▶ Records provided:
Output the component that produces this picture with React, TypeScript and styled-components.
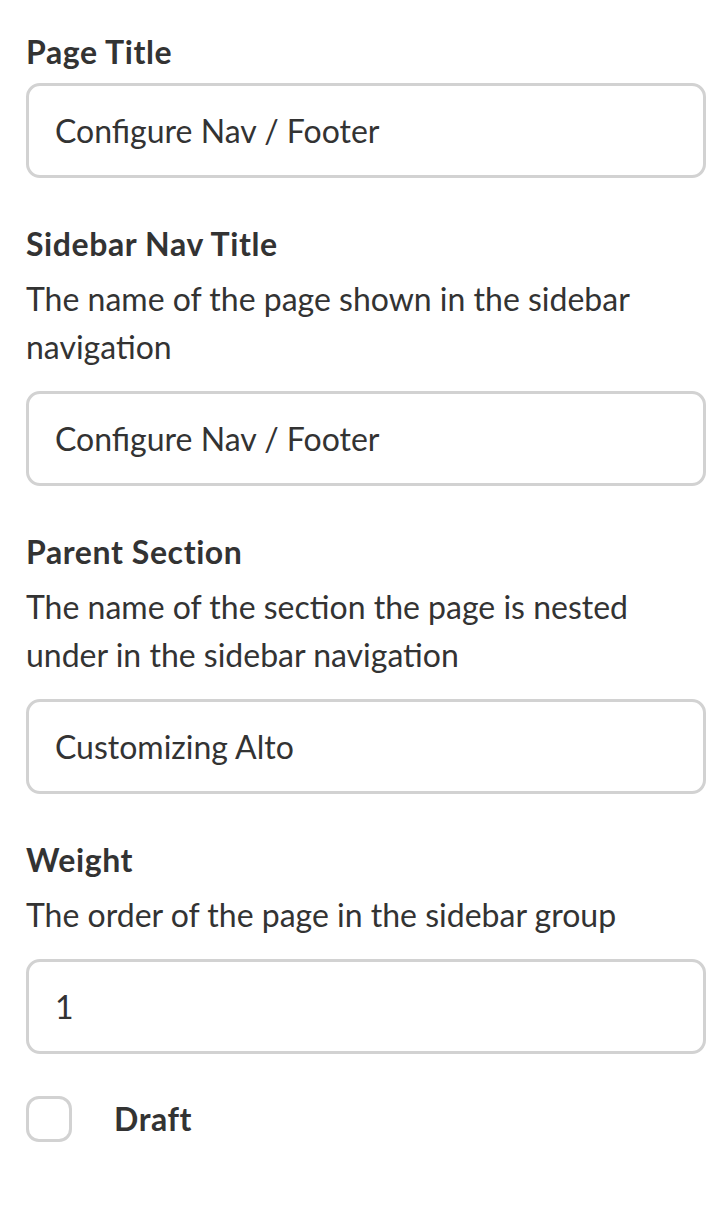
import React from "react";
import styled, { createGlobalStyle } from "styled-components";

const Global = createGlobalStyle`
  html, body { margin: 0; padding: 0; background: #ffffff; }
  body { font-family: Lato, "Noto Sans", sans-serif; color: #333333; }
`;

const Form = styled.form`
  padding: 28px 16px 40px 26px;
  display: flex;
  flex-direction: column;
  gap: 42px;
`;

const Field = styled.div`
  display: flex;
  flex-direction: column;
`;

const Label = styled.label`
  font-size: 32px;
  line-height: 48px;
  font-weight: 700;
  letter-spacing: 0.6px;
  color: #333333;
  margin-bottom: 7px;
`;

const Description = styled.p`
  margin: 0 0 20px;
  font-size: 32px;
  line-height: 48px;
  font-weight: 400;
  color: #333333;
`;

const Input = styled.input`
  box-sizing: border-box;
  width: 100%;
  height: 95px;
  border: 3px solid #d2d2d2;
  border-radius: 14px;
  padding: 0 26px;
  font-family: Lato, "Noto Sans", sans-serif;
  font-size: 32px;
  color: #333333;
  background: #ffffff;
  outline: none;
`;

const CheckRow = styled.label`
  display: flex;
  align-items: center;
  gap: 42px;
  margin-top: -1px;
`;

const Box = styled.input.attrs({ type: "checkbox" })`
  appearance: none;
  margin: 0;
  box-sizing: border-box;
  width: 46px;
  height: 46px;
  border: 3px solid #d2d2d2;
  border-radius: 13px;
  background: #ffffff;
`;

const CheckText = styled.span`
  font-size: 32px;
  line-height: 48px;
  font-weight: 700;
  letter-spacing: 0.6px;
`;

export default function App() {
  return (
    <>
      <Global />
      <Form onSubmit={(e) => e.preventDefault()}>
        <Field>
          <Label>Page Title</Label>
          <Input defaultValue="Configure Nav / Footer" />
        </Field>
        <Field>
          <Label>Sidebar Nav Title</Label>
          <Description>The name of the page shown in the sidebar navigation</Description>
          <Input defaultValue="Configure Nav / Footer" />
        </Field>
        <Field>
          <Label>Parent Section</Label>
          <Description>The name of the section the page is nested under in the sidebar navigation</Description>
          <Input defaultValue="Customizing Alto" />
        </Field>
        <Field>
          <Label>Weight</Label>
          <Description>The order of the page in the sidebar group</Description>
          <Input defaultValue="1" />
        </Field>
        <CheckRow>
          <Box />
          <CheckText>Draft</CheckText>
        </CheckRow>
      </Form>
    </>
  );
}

==

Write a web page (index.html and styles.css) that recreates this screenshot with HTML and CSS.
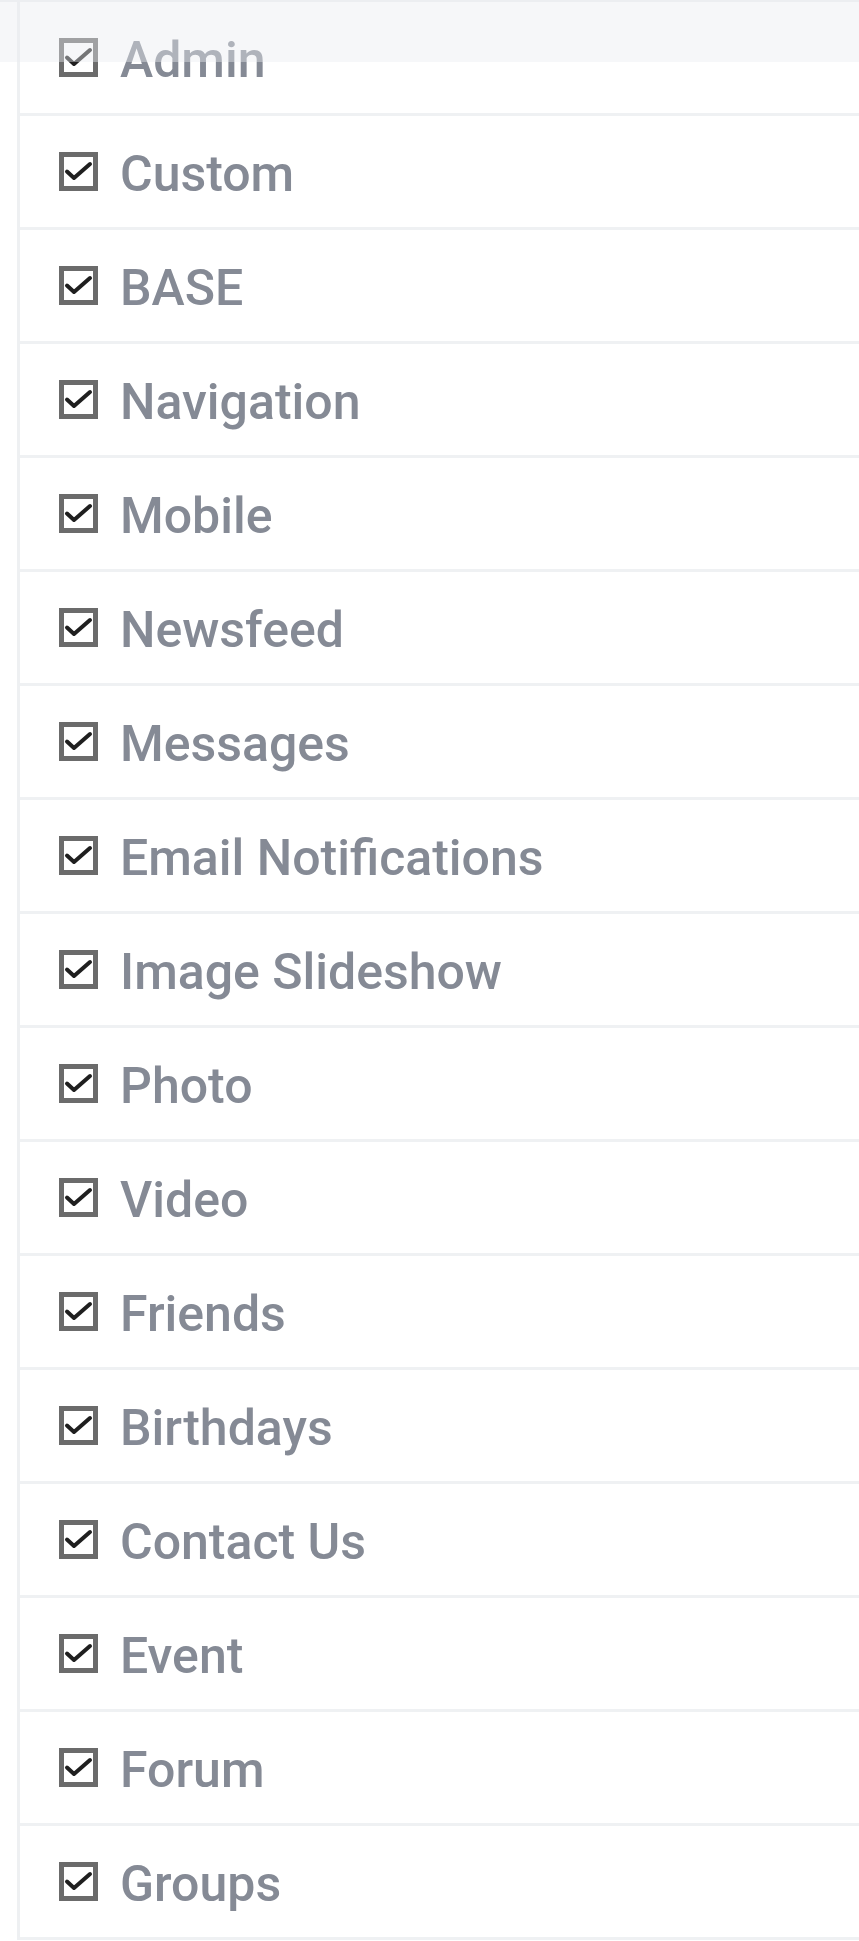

---

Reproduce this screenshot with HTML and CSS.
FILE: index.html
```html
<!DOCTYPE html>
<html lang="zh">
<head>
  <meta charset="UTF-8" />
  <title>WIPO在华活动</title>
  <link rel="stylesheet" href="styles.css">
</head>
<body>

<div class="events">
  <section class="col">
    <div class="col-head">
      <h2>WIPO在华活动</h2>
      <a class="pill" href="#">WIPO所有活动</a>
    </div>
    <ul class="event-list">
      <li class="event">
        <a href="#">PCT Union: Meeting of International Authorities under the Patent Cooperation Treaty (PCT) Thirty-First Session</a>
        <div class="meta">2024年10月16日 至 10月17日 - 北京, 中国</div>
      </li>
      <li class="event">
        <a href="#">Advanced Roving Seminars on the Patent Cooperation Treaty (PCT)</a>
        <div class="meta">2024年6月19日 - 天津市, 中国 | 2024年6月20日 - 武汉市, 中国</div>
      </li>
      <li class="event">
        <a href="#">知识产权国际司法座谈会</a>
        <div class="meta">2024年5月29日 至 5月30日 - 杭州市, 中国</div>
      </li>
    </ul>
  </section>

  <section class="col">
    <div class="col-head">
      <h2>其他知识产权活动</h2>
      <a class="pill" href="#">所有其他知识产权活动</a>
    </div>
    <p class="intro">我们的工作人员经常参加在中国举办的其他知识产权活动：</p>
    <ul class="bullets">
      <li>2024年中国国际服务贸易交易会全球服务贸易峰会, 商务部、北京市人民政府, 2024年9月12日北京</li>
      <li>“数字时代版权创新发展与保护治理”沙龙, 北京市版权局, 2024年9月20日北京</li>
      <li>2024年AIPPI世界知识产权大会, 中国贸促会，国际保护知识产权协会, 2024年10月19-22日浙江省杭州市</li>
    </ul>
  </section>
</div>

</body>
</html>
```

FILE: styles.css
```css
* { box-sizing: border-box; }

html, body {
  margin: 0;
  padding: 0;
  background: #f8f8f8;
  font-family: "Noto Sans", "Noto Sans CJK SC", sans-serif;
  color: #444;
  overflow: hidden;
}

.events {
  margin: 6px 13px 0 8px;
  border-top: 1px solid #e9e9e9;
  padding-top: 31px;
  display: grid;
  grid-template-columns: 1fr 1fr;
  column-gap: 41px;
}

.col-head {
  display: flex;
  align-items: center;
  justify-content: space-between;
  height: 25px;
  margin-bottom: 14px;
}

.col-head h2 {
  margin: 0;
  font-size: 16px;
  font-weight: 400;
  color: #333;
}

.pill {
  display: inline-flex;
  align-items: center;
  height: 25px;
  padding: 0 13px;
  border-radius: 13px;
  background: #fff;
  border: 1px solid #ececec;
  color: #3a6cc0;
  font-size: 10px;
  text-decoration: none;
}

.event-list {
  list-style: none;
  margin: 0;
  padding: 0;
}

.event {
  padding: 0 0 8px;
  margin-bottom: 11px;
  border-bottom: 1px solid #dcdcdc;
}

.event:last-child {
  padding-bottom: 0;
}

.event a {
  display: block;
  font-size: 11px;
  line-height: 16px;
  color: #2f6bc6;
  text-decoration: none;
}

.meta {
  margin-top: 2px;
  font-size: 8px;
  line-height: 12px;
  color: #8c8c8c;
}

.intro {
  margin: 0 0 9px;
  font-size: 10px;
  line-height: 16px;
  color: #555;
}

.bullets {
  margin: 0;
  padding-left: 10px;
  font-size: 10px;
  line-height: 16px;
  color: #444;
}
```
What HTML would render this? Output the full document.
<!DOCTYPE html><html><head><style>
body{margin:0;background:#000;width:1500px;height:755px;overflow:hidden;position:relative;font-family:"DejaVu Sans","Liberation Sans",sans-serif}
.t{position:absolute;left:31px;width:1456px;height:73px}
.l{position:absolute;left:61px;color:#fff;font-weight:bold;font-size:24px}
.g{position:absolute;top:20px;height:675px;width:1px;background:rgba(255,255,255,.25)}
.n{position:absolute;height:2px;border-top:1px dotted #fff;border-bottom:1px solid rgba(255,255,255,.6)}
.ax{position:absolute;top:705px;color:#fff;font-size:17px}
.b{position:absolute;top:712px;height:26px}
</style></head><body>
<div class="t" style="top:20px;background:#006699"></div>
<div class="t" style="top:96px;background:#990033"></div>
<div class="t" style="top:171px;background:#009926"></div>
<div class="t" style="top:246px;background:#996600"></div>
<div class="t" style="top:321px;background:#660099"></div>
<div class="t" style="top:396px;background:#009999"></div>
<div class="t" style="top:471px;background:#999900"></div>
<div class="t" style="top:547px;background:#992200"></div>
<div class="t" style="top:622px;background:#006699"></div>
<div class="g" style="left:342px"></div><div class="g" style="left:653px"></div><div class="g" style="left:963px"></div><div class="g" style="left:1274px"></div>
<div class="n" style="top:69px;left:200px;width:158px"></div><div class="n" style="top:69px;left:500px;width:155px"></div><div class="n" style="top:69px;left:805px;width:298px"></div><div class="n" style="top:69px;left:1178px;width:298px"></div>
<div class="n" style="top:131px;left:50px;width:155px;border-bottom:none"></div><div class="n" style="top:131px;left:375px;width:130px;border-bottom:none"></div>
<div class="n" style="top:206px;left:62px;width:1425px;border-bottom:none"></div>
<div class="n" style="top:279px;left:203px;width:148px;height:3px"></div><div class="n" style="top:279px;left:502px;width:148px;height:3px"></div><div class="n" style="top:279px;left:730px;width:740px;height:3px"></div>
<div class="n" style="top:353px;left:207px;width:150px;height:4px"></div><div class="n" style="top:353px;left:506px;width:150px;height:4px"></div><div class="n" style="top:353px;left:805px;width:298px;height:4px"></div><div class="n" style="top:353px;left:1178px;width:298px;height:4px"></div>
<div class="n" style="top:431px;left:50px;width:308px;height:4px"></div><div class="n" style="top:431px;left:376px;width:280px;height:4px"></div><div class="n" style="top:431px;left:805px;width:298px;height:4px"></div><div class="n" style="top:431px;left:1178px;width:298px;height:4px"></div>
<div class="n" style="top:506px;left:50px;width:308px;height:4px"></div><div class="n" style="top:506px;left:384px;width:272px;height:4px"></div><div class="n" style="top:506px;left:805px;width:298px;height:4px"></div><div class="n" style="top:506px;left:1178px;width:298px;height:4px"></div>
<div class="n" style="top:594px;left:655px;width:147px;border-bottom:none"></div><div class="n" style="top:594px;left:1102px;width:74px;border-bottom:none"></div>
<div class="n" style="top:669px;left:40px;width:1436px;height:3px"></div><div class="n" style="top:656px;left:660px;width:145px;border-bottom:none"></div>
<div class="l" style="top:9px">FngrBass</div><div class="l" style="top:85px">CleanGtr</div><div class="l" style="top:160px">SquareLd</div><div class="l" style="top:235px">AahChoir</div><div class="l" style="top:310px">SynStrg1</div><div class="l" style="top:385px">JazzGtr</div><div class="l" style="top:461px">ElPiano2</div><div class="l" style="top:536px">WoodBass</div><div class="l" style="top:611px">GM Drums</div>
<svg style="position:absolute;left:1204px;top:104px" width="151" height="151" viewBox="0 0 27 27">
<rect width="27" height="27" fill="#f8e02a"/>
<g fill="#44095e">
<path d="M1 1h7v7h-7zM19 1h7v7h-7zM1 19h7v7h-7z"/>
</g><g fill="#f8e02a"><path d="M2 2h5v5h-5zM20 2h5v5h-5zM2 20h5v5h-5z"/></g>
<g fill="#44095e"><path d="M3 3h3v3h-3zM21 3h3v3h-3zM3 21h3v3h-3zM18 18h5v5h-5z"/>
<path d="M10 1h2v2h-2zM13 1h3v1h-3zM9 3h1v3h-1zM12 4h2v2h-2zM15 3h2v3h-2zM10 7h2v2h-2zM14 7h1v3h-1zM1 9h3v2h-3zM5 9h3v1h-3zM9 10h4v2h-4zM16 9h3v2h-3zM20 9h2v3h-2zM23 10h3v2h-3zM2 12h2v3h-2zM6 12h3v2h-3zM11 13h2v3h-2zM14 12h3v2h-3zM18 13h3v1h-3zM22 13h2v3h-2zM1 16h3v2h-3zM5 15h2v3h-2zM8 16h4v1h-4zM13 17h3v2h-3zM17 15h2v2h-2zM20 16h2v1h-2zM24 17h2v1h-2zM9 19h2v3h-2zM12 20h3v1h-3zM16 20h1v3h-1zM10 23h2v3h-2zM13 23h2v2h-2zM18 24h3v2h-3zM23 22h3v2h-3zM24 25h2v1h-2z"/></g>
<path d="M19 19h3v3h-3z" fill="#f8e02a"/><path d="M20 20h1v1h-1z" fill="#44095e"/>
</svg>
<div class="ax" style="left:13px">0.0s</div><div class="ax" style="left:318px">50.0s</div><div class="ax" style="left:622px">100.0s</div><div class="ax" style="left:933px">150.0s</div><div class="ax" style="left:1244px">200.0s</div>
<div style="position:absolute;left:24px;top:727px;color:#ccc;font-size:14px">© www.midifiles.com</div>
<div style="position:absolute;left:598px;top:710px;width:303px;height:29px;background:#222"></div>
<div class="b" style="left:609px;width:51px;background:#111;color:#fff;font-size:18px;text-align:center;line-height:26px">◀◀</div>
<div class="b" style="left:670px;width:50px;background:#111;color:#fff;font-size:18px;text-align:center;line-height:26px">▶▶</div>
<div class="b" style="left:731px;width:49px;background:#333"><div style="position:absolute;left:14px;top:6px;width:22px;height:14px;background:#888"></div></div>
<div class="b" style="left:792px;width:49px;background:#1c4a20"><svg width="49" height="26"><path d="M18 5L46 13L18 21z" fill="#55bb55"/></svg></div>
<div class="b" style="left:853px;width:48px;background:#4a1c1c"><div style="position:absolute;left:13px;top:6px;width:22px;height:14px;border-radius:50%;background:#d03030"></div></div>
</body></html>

▶ Exercise aim: Count how many lines in the data contain the word "that", giving the number without comment.

▶ Output for this task: 2